Exposition Le messager de Amor Ghedamsi. Archivart Gallery, Marsa, Tunisie – © Photos de Amel Bouslama
Dans un texte dense qui présente l’exposition, la commissaire, Wafa Gabsi, fondatrice de la plateforme Archivart, écrit entre autres : « …Nous reconnaissons très bien une peinture d’Amor Ghedamsi comme quelque chose que nous connaissons, et pourtant nous ne savons pas comment la saisir ni ce qu’elle signifie. Elle a ce pouvoir sacralisant qui émane d’une source supérieure et spirituelle, celle de la force cosmique ». En effet, loin des vanités, des conflits de ce bas-monde et de sa folie meurtrière, voici une pratique plastique liée au système de l’univers qui gère l’unicité des règnes animaux, végétaux et humains et qui prouve leur parfait équilibre et connectivité.

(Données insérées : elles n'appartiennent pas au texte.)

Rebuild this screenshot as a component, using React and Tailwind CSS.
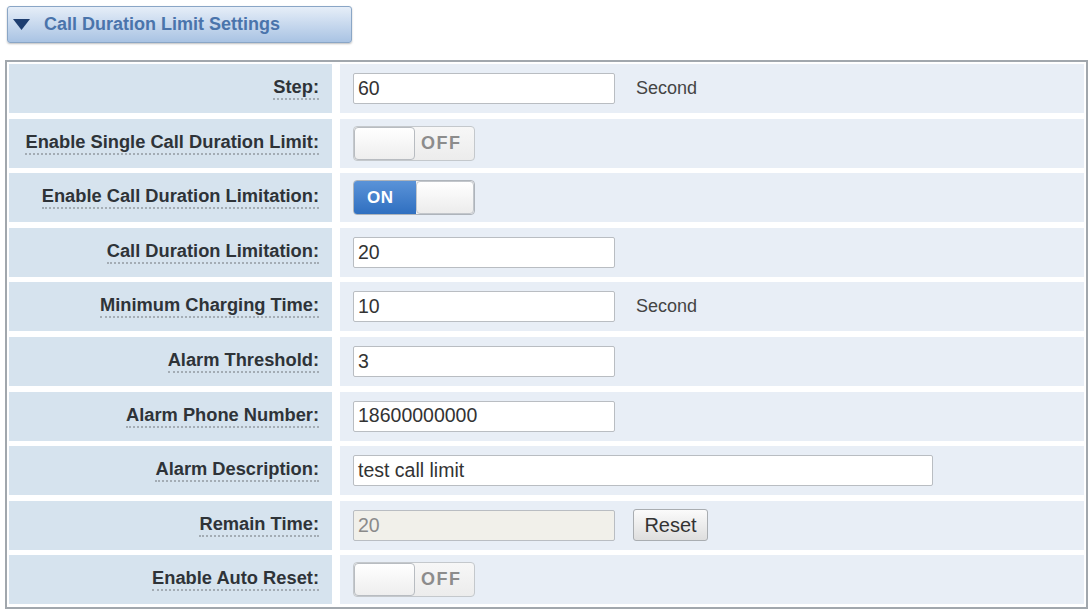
import React from "react";

const font = { fontFamily: '"Liberation Sans", Arial, Helvetica, sans-serif' };

function Toggle({ on }) {
  if (on) {
    return (
      <div className="flex h-[35px] w-[122px] rounded-[4px] border border-[#aeb4bb] bg-[#f3f3f3] overflow-hidden">
        <div className="flex w-[62px] items-center pl-[13px] bg-gradient-to-b from-[#5a93d8] to-[#2f6fc0] text-white font-bold text-[17px] tracking-[0.5px]">ON</div>
        <div className="flex-1 rounded-[4px] border border-[#c2c6cb] bg-gradient-to-b from-[#ffffff] to-[#ececec]" />
      </div>
    );
  }
  return (
    <div className="flex h-[35px] w-[122px] rounded-[4px] border border-[#c4c8cc] bg-gradient-to-b from-[#f7f7f7] to-[#ececec]">
      <div className="w-[61px] rounded-[4px] border border-[#b8bcc1] bg-gradient-to-b from-[#ffffff] to-[#eeeeee]" />
      <div className="flex flex-1 items-center pl-[6px] text-[#8c8c8c] font-bold text-[18px] tracking-[1.5px]">OFF</div>
    </div>
  );
}

function Input({ value, wide, disabled }) {
  return (
    <div
      className={
        "flex h-[31px] items-center rounded-[2px] border border-[#b9bdc2] pl-[4px] text-[19.5px] " +
        (wide ? "w-[580px] " : "w-[262px] ") +
        (disabled ? "bg-[#f1f0ea] text-[#8a8a8a]" : "bg-white text-[#333]")
      }
    >
      {value}
    </div>
  );
}

function Row({ label, children }) {
  return (
    <div className="flex h-[49px] gap-[8px]">
      <div className="flex w-[323px] items-center justify-end bg-[#d6e3ee] pr-[13px]">
        <span className="border-b-2 border-dotted border-[#a3acb4] pb-[1px] leading-[20px] text-[18.3px] font-bold text-[#2e3338]">
          {label}
        </span>
      </div>
      <div className="flex flex-1 items-center bg-[#e8eef6] pl-[13px]">{children}</div>
    </div>
  );
}

function Unit({ children }) {
  return <span className="ml-[21px] text-[18px] text-[#444]">{children}</span>;
}

export default function App() {
  return (
    <div className="h-[612px] w-[1092px] bg-white" style={font}>
      <div className="pt-[6px] pl-[7px]">
        <div className="flex h-[37px] w-[345px] items-center rounded-[3px] border border-[#8aa6c6] bg-gradient-to-b from-[#e6eef8] to-[#a9c3e3] pl-[5px] shadow-[0_1px_2px_rgba(0,0,0,0.25)]">
          <svg width="17" height="11" viewBox="0 0 17 11" className="mr-[14px]">
            <polygon points="0,0 17,0 8.5,11" fill="#1e3e70" />
          </svg>
          <span className="text-[18px] font-bold text-[#4a74ab]">Call Duration Limit Settings</span>
        </div>
      </div>
      <div className="mt-[17px] ml-[5px] w-[1083px] border-2 border-[#a1a7ad] bg-white p-[2px] pb-[3px]">
        <div className="flex flex-col gap-[5.6px]">
          <Row label="Step:">
            <Input value="60" />
            <Unit>Second</Unit>
          </Row>
          <Row label="Enable Single Call Duration Limit:">
            <Toggle on={false} />
          </Row>
          <Row label="Enable Call Duration Limitation:">
            <Toggle on={true} />
          </Row>
          <Row label="Call Duration Limitation:">
            <Input value="20" />
          </Row>
          <Row label="Minimum Charging Time:">
            <Input value="10" />
            <Unit>Second</Unit>
          </Row>
          <Row label="Alarm Threshold:">
            <Input value="3" />
          </Row>
          <Row label="Alarm Phone Number:">
            <Input value="18600000000" />
          </Row>
          <Row label="Alarm Description:">
            <Input value="test call limit" wide />
          </Row>
          <Row label="Remain Time:">
            <Input value="20" disabled />
            <div className="ml-[18px] flex h-[32px] w-[75px] items-center justify-center rounded-[3px] border border-[#a9adb1] bg-gradient-to-b from-[#fbfbfb] to-[#dedede] text-[20px] text-[#333]">
              Reset
            </div>
          </Row>
          <Row label="Enable Auto Reset:">
            <Toggle on={false} />
          </Row>
        </div>
      </div>
    </div>
  );
}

Au-delà du simple fait qu’elles sont objet d’investissement marchand, ces œuvres picturales créées de la main, de l’esprit et du cœur d’Amor Ghedamsi sont les signes de notre vulnérabilité et précarité. Elles sont des vecteurs, des éveilleurs à partir desquels se dégagent une sagesse, une aura et une dimension mystique. Ainsi l’artiste à travers ses œuvres devient-il à plus forte raison cet éveilleur, ce messager des consciences.